When we combine these three physical requirements:

  1. Mass Conservation $\rightarrow$ Column Sums $= 1$
  2. Dissipative Energy $\rightarrow$ Non-negative weights ($W \ge 0$)
  3. Time Symmetry $\rightarrow$ Row Sums $= 1$

We arrive at exactly the definition of a Doubly Stochastic Matrix.

The set of all such matrices is the Birkhoff Polytope ($\mathcal{B}_n$). The mHC paper didn’t arbitrarily choose this manifold; it is the only geometric space that satisfies these conservation laws.

The Enforcer: The Sinkhorn-Knopp Algorithm

We initialize our network with random weights $A$ that likely violate all these laws (negative values, random sums).
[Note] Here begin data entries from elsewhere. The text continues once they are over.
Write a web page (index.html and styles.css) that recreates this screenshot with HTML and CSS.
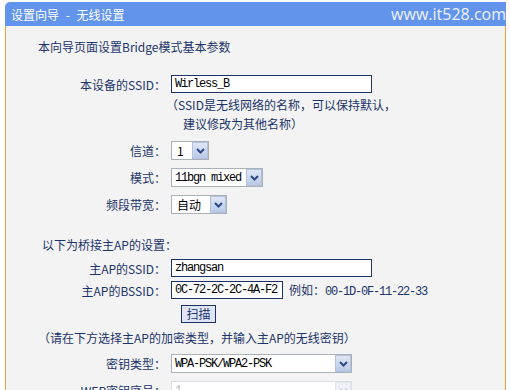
FILE: index.html
```html
<!DOCTYPE html>
<html>

<head>
  <title>无线设置</title>
  <link rel="stylesheet" href="styles.css">
</head>

<body>
  <div class="panel">
    <!-- title bar -->
    <div class="title">
      <span class="title-text">设置向导 - 无线设置</span>
      <span class="mark">www.it528.com</span>
    </div>

    <div class="content">
      <p class="intro">本向导页面设置Bridge模式基本参数</p>

      <div class="row row-input">
        <span class="lbl">本设备的SSID：</span>
        <span class="input w-long">Wirless_B</span>
      </div>
      <div class="hint">（SSID是无线网络的名称，可以保持默认，</div>
      <div class="hint indent">建议修改为其他名称）</div>

      <div class="row row-select first">
        <span class="lbl">信道：</span>
        <span class="select w-chan"><span class="val">1</span><span class="arrow"><svg width="9" height="6" viewBox="0 0 9 6"><path d="M1 1 L4.5 4.5 L8 1" fill="none" stroke="#2c4a86" stroke-width="2"/></svg></span></span>
      </div>
      <div class="row row-select">
        <span class="lbl">模式：</span>
        <span class="select w-mode"><span class="val mono">11bgn mixed</span><span class="arrow"><svg width="9" height="6" viewBox="0 0 9 6"><path d="M1 1 L4.5 4.5 L8 1" fill="none" stroke="#2c4a86" stroke-width="2"/></svg></span></span>
      </div>
      <div class="row row-select">
        <span class="lbl">频段带宽：</span>
        <span class="select w-band"><span class="val">自动</span><span class="arrow"><svg width="9" height="6" viewBox="0 0 9 6"><path d="M1 1 L4.5 4.5 L8 1" fill="none" stroke="#2c4a86" stroke-width="2"/></svg></span></span>
      </div>

      <p class="section">以下为桥接主AP的设置：</p>

      <div class="row row-input ap-first">
        <span class="lbl">主AP的SSID：</span>
        <span class="input w-long">zhangsan</span>
      </div>
      <div class="row row-input">
        <span class="lbl">主AP的BSSID：</span>
        <span class="input w-mac">0C-72-2C-2C-4A-F2</span>
        <span class="example">例如：<span class="mono-n">00-1D-0F-11-22-33</span></span>
      </div>
      <div class="row row-input scan-row">
        <span class="lbl"></span>
        <button class="scan-btn" type="button">扫描</button>
      </div>

      <p class="note">（请在下方选择主AP的加密类型，并输入主AP的无线密钥）</p>

      <div class="row row-select key-row">
        <span class="lbl">密钥类型：</span>
        <span class="select w-key"><span class="val mono">WPA-PSK/WPA2-PSK</span><span class="arrow"><svg width="9" height="6" viewBox="0 0 9 6"><path d="M1 1 L4.5 4.5 L8 1" fill="none" stroke="#2c4a86" stroke-width="2"/></svg></span></span>
      </div>
      <div class="row row-select">
        <span class="lbl">WEP密钥序号：</span>
        <span class="select w-key disabled"><span class="val mono">1</span><span class="arrow"><svg width="9" height="6" viewBox="0 0 9 6"><path d="M1 1 L4.5 4.5 L8 1" fill="none" stroke="#c4ccd8" stroke-width="2"/></svg></span></span>
      </div>
    </div>
  </div>
</body>

</html>
```

FILE: styles.css
```css
body {
  margin: 0;
  background-color: #fff;
  font-family: "Noto Sans CJK SC", "DejaVu Sans", sans-serif;
  font-size: 12px;
  color: #1b3469;
}

.panel {
  margin-left: 5px;
  width: 501px;
  padding-top: 2px;
}

.title {
  height: 24px;
  background-color: #6394ec;
  border-top-left-radius: 5px;
  display: flex;
  align-items: center;
  justify-content: space-between;
  color: #fff;
}

.title-text {
  margin-left: 6px;
  font-size: 12px;
  word-spacing: 4px;
}

.mark {
  font-family: "Open Sans", sans-serif;
  font-size: 16px;
  color: #eef2fc;
  margin-right: 0;
}

.content {
  background-color: #f3f3f3;
  border-left: 1px solid #f2a040;
  border-right: 1px solid #f2a040;
  min-height: 380px;
}

.intro {
  margin: 0;
  padding-top: 11px;
  padding-left: 32px;
  line-height: 20px;
}

.row {
  display: flex;
  align-items: center;
}

.row-input {
  height: 22px;
}

.row-select {
  height: 27px;
}

.row-input:first-of-type {
  margin-top: 16px;
}

.lbl {
  width: 160px;
  text-align: right;
  margin-right: 5px;
  flex-shrink: 0;
  white-space: nowrap;
}

.input {
  box-sizing: border-box;
  height: 18px;
  background-color: #fff;
  border: 1px solid #1f3264;
  padding-left: 3px;
  font-family: "Liberation Mono", monospace;
  font-size: 12px;
  letter-spacing: -1.2px;
  line-height: 16px;
  color: #000;
}

.w-long {
  width: 201px;
}

.w-mac {
  width: 112px;
}

.hint {
  margin-left: 160px;
  line-height: 19px;
}

.hint.indent {
  margin-left: 177px;
}

.first {
  margin-top: 4px;
}

.select {
  box-sizing: border-box;
  height: 19px;
  display: flex;
  align-items: center;
  justify-content: space-between;
  background-color: #fff;
  border: 1px solid #a9b0b8;
  color: #000;
}

.val {
  padding-left: 5px;
  white-space: nowrap;
}

.mono {
  font-family: "Liberation Mono", monospace;
  letter-spacing: -1.2px;
  padding-left: 3px;
}

.arrow {
  box-sizing: border-box;
  width: 16px;
  height: 17px;
  display: flex;
  align-items: center;
  justify-content: center;
  background: linear-gradient(#dfe7f6, #b9c9e6);
  border: 1px solid #b3c1dc;
}

.w-chan {
  width: 38px;
}

.w-mode {
  width: 92px;
}

.w-band {
  width: 56px;
}

.w-key {
  width: 181px;
}

.disabled {
  border-color: #dcdfe3;
  color: #b8b8b8;
}

.disabled .arrow {
  background: #eef1f6;
  border-color: #e2e6ee;
}

.section {
  margin: 0;
  margin-top: 17px;
  padding-left: 36px;
  line-height: 20px;
}

.ap-first {
  margin-top: 2px;
}

.example {
  margin-left: 6px;
  white-space: nowrap;
}

.mono-n {
  font-family: "Liberation Mono", monospace;
  letter-spacing: -1.2px;
}

.scan-row {
  margin-top: 2px;
}

.scan-btn {
  margin-left: 10px;
  box-sizing: border-box;
  width: 35px;
  height: 18px;
  padding: 0;
  background-color: #dfe5f7;
  border: 1px solid #1f3264;
  font-family: "Noto Sans CJK SC", sans-serif;
  font-size: 12px;
  color: #1b3469;
  line-height: 16px;
}

.note {
  margin: 0;
  margin-top: 3px;
  padding-left: 32px;
  line-height: 20px;
}

.key-row {
  margin-top: 2px;
}
```
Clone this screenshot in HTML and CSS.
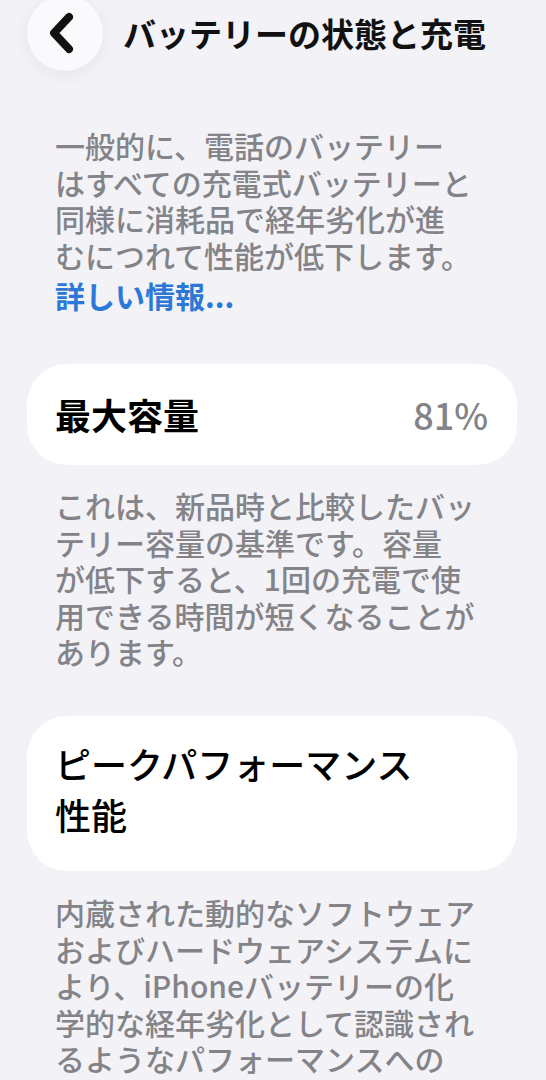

How do we project this chaotic matrix $A$ onto the stable Birkhoff Polytope?

We use the Sinkhorn-Knopp Algorithm, an iterative “pressure equalization” process.

Step 1: Enforce Positivity (The Energy Floor) We ensure strictly positive energy transfer by taking the exponential: \(S^{(0)}_{ij} = \exp(A_{ij})\)

Step 2: Iterative Normalization We alternate between normalizing rows and columns.

  • Row Normalization (Conservation in Time): \(S^{(k)}_{ij} \leftarrow \frac{S^{(k-1)}_{ij}}{\sum_{l} S^{(k-1)}_{il}}\)

  • Column Normalization (Conservation of Mass): \(S^{(k+1)}_{ij} \leftarrow \frac{S^{(k)}_{ij}}{\sum_{l} S^{(k)}_{lj}}\)

Step 3: Convergence Sinkhorn’s Theorem guarantees that this process converges to a unique matrix $P \in \mathcal{B}_n$:

\[\lim_{k \to \infty} S^{(k)} = P \quad \text{s.t.} \quad P \mathbf{1} = \mathbf{1}, \quad P^T \mathbf{1} = \mathbf{1}\]

In practice, mHC typically uses just 3-5 iterations. This forces the neural network to stop playing dice with energy and start respecting the laws of thermodynamics.

See, mHC isn’t just a constraint; it’s a statement that Stability is Symmetry.